# [Written exercise]
Locate the string "index" throughout the material and copy every line in which it occurs.

:: Supplied material ::

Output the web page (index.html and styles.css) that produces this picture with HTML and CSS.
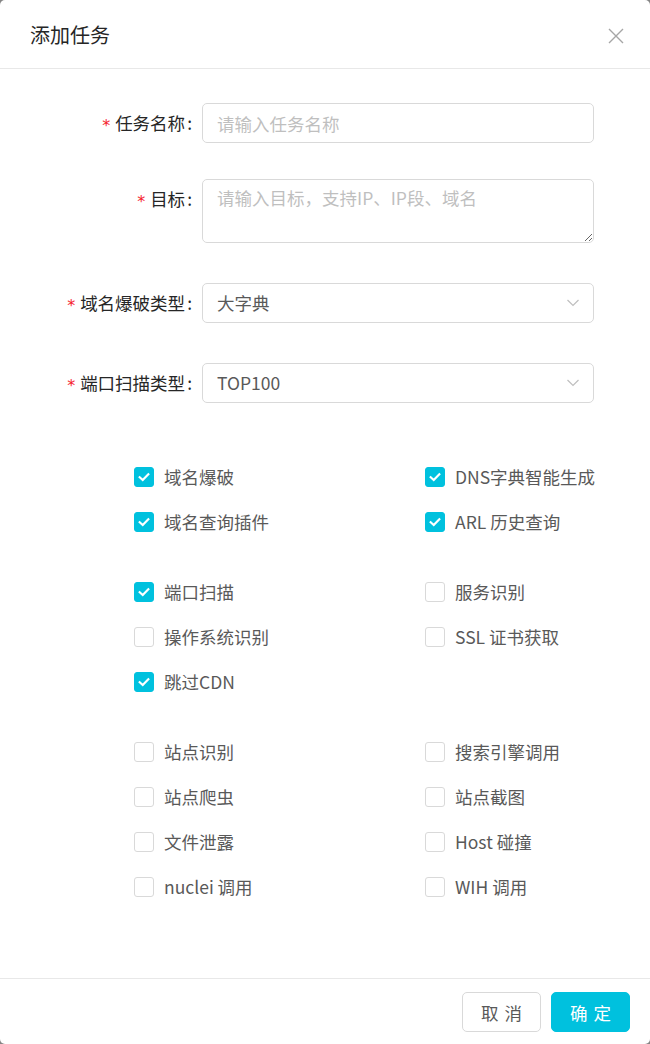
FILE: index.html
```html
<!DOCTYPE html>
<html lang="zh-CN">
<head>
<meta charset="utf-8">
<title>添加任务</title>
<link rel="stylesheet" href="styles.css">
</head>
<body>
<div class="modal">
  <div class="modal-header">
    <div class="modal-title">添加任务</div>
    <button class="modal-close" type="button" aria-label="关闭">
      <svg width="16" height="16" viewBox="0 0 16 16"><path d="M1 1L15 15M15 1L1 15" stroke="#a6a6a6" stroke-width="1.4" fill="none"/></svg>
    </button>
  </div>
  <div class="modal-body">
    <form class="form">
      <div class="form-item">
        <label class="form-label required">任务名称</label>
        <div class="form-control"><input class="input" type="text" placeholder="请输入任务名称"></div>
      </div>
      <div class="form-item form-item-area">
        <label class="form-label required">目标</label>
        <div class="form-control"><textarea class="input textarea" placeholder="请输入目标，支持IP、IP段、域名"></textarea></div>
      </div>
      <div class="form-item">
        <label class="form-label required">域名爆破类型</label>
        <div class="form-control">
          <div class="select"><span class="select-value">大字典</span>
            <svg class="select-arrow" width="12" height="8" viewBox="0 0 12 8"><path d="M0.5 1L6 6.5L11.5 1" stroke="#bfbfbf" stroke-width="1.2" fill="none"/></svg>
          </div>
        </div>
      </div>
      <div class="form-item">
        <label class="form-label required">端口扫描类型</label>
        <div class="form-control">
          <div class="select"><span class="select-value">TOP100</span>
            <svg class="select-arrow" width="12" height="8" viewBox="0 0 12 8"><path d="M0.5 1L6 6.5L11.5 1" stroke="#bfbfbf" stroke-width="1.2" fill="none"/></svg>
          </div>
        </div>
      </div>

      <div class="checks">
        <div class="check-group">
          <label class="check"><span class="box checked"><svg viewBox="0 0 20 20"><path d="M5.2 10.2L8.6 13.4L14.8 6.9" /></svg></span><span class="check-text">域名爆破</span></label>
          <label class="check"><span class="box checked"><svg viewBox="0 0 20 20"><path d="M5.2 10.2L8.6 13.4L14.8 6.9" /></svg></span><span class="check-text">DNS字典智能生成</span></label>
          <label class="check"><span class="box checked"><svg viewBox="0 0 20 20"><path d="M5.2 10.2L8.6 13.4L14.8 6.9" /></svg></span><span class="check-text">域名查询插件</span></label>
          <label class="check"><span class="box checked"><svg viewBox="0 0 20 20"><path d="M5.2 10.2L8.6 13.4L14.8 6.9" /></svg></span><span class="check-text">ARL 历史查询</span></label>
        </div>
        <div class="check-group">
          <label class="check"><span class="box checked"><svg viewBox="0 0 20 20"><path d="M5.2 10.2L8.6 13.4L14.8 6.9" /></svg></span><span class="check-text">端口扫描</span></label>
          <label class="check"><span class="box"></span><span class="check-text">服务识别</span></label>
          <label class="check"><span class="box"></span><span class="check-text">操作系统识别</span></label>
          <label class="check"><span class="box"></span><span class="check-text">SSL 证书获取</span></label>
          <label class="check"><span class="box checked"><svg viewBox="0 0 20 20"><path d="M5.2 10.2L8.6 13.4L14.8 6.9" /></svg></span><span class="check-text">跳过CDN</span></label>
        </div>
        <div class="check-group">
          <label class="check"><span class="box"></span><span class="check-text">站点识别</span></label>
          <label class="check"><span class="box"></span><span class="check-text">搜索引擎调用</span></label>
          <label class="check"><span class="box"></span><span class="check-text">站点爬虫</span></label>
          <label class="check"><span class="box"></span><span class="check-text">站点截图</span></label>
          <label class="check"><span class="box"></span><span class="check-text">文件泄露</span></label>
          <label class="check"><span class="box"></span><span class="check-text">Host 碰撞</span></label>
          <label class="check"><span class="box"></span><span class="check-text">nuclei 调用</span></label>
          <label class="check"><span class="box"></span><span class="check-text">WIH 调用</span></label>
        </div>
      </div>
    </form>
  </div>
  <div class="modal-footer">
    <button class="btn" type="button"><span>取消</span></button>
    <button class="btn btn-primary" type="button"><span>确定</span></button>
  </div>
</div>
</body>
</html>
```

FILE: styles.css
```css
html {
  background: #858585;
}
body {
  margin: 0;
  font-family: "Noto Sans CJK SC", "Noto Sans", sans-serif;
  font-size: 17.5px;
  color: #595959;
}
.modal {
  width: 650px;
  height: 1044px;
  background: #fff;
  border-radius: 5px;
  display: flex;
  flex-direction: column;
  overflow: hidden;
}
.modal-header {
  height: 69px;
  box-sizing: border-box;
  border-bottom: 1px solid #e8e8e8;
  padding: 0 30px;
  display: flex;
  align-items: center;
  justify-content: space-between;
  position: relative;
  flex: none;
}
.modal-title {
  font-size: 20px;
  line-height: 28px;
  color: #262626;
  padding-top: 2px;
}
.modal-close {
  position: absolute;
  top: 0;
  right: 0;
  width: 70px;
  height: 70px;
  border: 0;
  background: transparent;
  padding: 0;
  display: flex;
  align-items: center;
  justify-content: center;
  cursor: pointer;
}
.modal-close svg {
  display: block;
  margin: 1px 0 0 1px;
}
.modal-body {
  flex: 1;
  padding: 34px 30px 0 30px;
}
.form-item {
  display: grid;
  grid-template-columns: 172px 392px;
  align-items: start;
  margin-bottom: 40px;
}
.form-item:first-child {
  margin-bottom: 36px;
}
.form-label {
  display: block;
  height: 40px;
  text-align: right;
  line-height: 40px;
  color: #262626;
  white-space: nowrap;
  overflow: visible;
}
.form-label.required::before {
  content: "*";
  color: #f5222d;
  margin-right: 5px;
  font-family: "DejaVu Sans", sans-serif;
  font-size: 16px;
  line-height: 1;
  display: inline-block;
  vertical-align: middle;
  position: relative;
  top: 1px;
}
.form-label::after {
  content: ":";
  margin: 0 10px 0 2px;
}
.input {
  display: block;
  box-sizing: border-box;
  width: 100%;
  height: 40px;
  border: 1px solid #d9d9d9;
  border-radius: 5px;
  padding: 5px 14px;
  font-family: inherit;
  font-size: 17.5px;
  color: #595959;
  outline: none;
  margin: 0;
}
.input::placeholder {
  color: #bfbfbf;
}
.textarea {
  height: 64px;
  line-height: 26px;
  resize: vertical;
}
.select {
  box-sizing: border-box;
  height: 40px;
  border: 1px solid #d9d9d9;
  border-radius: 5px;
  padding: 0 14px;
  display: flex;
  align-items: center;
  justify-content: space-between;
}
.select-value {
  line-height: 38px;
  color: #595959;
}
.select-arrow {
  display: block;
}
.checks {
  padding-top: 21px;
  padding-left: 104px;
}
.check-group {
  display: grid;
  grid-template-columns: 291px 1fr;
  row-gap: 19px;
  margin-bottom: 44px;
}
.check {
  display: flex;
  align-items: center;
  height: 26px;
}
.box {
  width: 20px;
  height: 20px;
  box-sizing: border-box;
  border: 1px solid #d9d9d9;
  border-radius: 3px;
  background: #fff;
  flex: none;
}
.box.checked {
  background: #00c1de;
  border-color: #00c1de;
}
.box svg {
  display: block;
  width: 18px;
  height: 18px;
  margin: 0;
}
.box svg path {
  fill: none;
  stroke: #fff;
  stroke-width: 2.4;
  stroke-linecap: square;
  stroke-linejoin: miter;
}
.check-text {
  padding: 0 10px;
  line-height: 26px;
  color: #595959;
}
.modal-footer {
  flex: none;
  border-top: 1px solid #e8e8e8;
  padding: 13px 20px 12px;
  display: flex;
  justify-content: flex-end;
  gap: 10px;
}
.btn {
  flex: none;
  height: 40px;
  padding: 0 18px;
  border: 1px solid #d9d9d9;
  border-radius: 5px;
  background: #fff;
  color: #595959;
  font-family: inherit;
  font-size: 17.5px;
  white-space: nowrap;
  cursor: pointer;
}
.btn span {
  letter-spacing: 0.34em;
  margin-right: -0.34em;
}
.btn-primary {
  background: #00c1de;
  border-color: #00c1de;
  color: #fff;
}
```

:::

# [Response]
Output the web page (index.html and styles.css) that produces this picture with HTML and CSS.
FILE: index.html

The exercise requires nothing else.